What Is the Social Security Bridge Strategy?
Early retirees who stop working before age 62 face a gap between their retirement date and when Social Security begins. Even those who retire later can benefit from delaying their claim beyond 62 to lock in higher monthly payments for life. The bridge strategy uses portfolio withdrawals to cover living expenses during this gap, treating it as an investment in a guaranteed, inflation-adjusted income stream.
The core trade-off is straightforward: every year you delay claiming, your monthly benefit increases permanently. Claiming at 62 gives you the smallest check but the most years of payments. Claiming at 70 gives the largest check but requires funding 8 extra years from your portfolio. The optimal choice depends on your life expectancy, portfolio size, and spending needs.
Delayed Retirement Credits
The Social Security Administration rewards those who wait past their Full Retirement Age with Delayed Retirement Credits (DRCs). For each year you delay between FRA and age 70, your benefit increases by 8% — one of the best guaranteed returns available in any financial product.
Conversely, claiming before FRA triggers a permanent reduction. The first 36 months early reduce your benefit by 5/9 of 1% per month (about 6.67% per year). Additional months beyond 36 reduce it by 5/12 of 1% per month (5% per year). For someone with a FRA of 67, claiming at 62 means a 30% permanent reduction.

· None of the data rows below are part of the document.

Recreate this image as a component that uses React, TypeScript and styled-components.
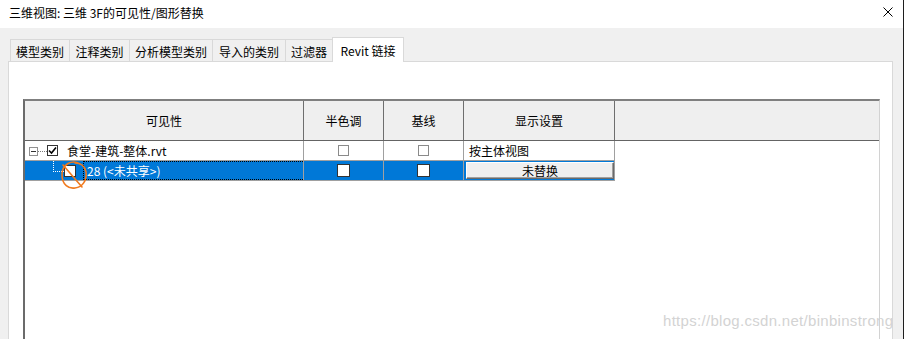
import React from 'react';
import styled, { createGlobalStyle } from 'styled-components';

const GlobalStyle = createGlobalStyle`
  html, body {
    margin: 0;
    padding: 0;
    background: #ffffff;
  }
  body {
    font-family: "Noto Sans CJK SC", "Liberation Sans", sans-serif;
    font-size: 12px;
    color: #000000;
  }
  * {
    box-sizing: border-box;
  }
`;

const COLS = '279px 80px 80px 151px 1fr';

const Window = styled.div`
  position: relative;
  width: 904px;
  height: 339px;
  display: flex;
  flex-direction: column;
  overflow: hidden;
  border-right: 1px solid #1e1e1e;
`;

const TitleBar = styled.div`
  height: 28px;
  flex-shrink: 0;
  display: flex;
  align-items: center;
  justify-content: space-between;
  padding: 0 10px 0 9px;
  background: #ffffff;
`;

const Title = styled.span`
  font-size: 12px;
  line-height: 1;
  margin-top: -2px;
`;

const CloseIcon = styled.svg`
  width: 10px;
  height: 10px;
  margin-top: -4px;
`;

const Body = styled.div`
  flex: 1;
  min-height: 0;
  display: flex;
  flex-direction: column;
  background: #f0f0f0;
  padding: 9px 10px 0 8px;
`;

const TabRow = styled.div`
  height: 25px;
  display: flex;
  align-items: flex-end;
  padding-left: 2px;
  margin-bottom: -1px;
  position: relative;
  z-index: 1;
`;

const Tab = styled.div<{ $width: number; $active?: boolean }>`
  width: ${p => p.$width}px;
  height: ${p => (p.$active ? 25 : 23)}px;
  margin-left: -1px;
  display: flex;
  align-items: center;
  justify-content: center;
  padding-top: ${p => (p.$active ? 0 : 1)}px;
  background: ${p => (p.$active ? '#ffffff' : '#f0f0f0')};
  border: 1px solid #d9d9d9;
  border-bottom: ${p => (p.$active ? 'none' : '1px solid #d9d9d9')};
  font-size: 12px;
  white-space: nowrap;
  &:first-child {
    margin-left: 0;
  }
`;

const Panel = styled.div`
  flex: 1;
  min-height: 0;
  display: flex;
  flex-direction: column;
  background: #ffffff;
  border: 1px solid #d9d9d9;
  border-bottom: none;
  padding: 37px 12px 0 14px;
`;

const Table = styled.div`
  flex: 1;
  display: flex;
  flex-direction: column;
  border-top: 2px solid #7f7f7f;
  border-left: 2px solid #6b6b6b;
  border-right: 1px solid #d2d2d2;
`;

const HeaderRow = styled.div`
  display: grid;
  grid-template-columns: ${COLS};
  height: 40px;
  background: #efefef;
  border-bottom: 1px solid #646464;
`;

const HeaderCell = styled.div<{ $last?: boolean }>`
  display: flex;
  align-items: center;
  justify-content: center;
  border-right: ${p => (p.$last ? 'none' : '1px solid #6e6e6e')};
  font-size: 12px;
`;

const Row = styled.div`
  display: grid;
  grid-template-columns: ${COLS};
  height: 20px;
`;

const Cell = styled.div<{ $selected?: boolean; $align?: 'left' | 'center' }>`
  display: flex;
  align-items: center;
  justify-content: ${p => (p.$align === 'center' ? 'center' : 'flex-start')};
  background: ${p => (p.$selected ? '#0078d7' : '#ffffff')};
  color: ${p => (p.$selected ? '#ffffff' : '#000000')};
  border-right: 1px solid #a0a0a0;
  border-bottom: 1px solid #a0a0a0;
  white-space: nowrap;
  font-size: 12px;
`;

const EmptyCell = styled.div`
  background: #ffffff;
`;

const TreeCell = styled(Cell)`
  padding-left: 4px;
`;

const Expander = styled.div`
  width: 9px;
  height: 9px;
  border: 1px solid #919191;
  background: #ffffff;
  position: relative;
  margin-top: 1px;
  &::after {
    content: '';
    position: absolute;
    left: 1px;
    right: 1px;
    top: 3px;
    height: 1px;
    background: #333333;
  }
`;

const DotLine = styled.div`
  width: 9px;
  height: 0;
  border-top: 1px dotted #7a7a7a;
  margin-top: 1px;
`;

const Branch = styled.div`
  align-self: flex-start;
  width: 11px;
  height: 11px;
  margin-left: 28px;
  border-left: 1px dotted #ffffff;
  border-bottom: 1px dotted #ffffff;
`;

const CheckBox = styled.div<{ $dark?: boolean; $size?: number }>`
  width: ${p => p.$size ?? 11}px;
  height: ${p => p.$size ?? 11}px;
  border: 1px solid ${p => (p.$dark ? '#333333' : '#8a8a8a')};
  background: #ffffff;
  display: flex;
  align-items: center;
  justify-content: center;
  flex-shrink: 0;
`;

const FileName = styled.span`
  margin-left: 9px;
`;

const FocusLabel = styled.div`
  flex: 1;
  align-self: stretch;
  margin-left: 7px;
  border: 1px dotted #000000;
  border-right: none;
  padding-left: 3px;
  display: flex;
  align-items: center;
`;

const DisplayText = styled.span`
  padding-left: 5px;
`;

const OverrideButton = styled.div`
  width: 148px;
  height: 17px;
  margin-left: 2px;
  margin-top: 1px;
  align-self: flex-start;
  display: flex;
  align-items: center;
  justify-content: center;
  background: #efefef;
  color: #000000;
  border: 1px solid;
  border-color: #ffffff #6a6a6a #6a6a6a #ffffff;
  box-shadow: inset -1px -1px 0 #a0a0a0;
  font-size: 12px;
`;

const Annotation = styled.svg`
  position: absolute;
  left: 58px;
  top: 158px;
  width: 32px;
  height: 34px;
  pointer-events: none;
`;

const Watermark = styled.div`
  position: absolute;
  left: 663px;
  top: 312px;
  font-family: "Liberation Sans", Arial, sans-serif;
  font-size: 15px;
  letter-spacing: 0.3px;
  color: #d3d3d3;
  white-space: nowrap;
  pointer-events: none;
`;

const tabs = [
  { label: '模型类别', width: 60 },
  { label: '注释类别', width: 61 },
  { label: '分析模型类别', width: 84 },
  { label: '导入的类别', width: 74 },
  { label: '过滤器', width: 48 },
  { label: 'Revit 链接', width: 72, active: true },
];

const Check = () => (
  <svg width="9" height="9" viewBox="0 0 9 9">
    <path d="M1 4.5 L3.5 7 L8 1.5" fill="none" stroke="#000" strokeWidth="1.6" />
  </svg>
);

const App: React.FC = () => {
  return (
    <>
      <GlobalStyle />
      <Window>
        <TitleBar>
          <Title>三维视图: 三维 3F的可见性/图形替换</Title>
          <CloseIcon viewBox="0 0 10 10">
            <path d="M0.5 0.5 L9.5 9.5 M9.5 0.5 L0.5 9.5" stroke="#000" strokeWidth="1" />
          </CloseIcon>
        </TitleBar>

        <Body>
          <TabRow>
            {tabs.map(t => (
              <Tab key={t.label} $width={t.width} $active={t.active}>
                {t.label}
              </Tab>
            ))}
          </TabRow>

          <Panel>
            <Table>
              <HeaderRow>
                <HeaderCell>可见性</HeaderCell>
                <HeaderCell>半色调</HeaderCell>
                <HeaderCell>基线</HeaderCell>
                <HeaderCell>显示设置</HeaderCell>
                <HeaderCell $last />
              </HeaderRow>

              {/* linked model */}
              <Row>
                <TreeCell>
                  <Expander />
                  <DotLine />
                  <CheckBox $dark>
                    <Check />
                  </CheckBox>
                  <FileName>食堂-建筑-整体.rvt</FileName>
                </TreeCell>
                <Cell $align="center">
                  <CheckBox />
                </Cell>
                <Cell $align="center">
                  <CheckBox />
                </Cell>
                <Cell>
                  <DisplayText>按主体视图</DisplayText>
                </Cell>
                <EmptyCell />
              </Row>

              {/* instance, selected */}
              <Row>
                <Cell $selected>
                  <Branch />
                  <CheckBox $dark $size={12} />
                  <FocusLabel>28 (&lt;未共享&gt;)</FocusLabel>
                </Cell>
                <Cell $selected $align="center">
                  <CheckBox $dark $size={13} />
                </Cell>
                <Cell $selected $align="center">
                  <CheckBox $dark $size={13} />
                </Cell>
                <Cell $selected>
                  <OverrideButton>未替换</OverrideButton>
                </Cell>
                <EmptyCell />
              </Row>
            </Table>
          </Panel>
        </Body>

        <Annotation viewBox="0 0 32 34">
          <path
            d="M22 6 C14 1, 4 6, 4 17 C4 27, 11 31, 17 30 C25 29, 29 22, 28 14 C27 9, 24 5, 17 5"
            fill="none"
            stroke="#f07a1e"
            strokeWidth="1.6"
            strokeLinecap="round"
          />
          <path d="M5 7 L24 29" stroke="#f07a1e" strokeWidth="1.6" strokeLinecap="round" />
        </Annotation>

        <Watermark>https://blog.csdn.net/binbinstrong</Watermark>
      </Window>
    </>
  );
};

export default App;
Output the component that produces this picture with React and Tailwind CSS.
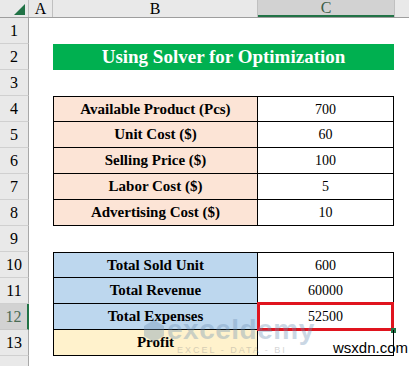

These adjustments are actuarially designed so that the average person receives roughly the same total lifetime benefit regardless of claiming age. However, individuals who live longer than average benefit substantially from delaying, while those with shorter life expectancies may prefer to claim early.
Frequently Asked Questions
What is the Social Security bridge strategy?
It involves using portfolio withdrawals to cover expenses while delaying Social Security to lock in a higher monthly benefit. By waiting until 70, you can increase your monthly payment by up to 77% compared to claiming at 62.
How much does delaying Social Security increase my benefit?
With a FRA of 67, claiming at 62 reduces your benefit by 30%. Each year past FRA adds 8% through delayed retirement credits. At 70, you receive 124% of your FRA benefit.
What is the break-even age?
The age when cumulative benefits from delaying to 70 exceed cumulative benefits from claiming at 62. Typically between ages 78 and 83. If you live beyond this age, delaying was the better financial decision.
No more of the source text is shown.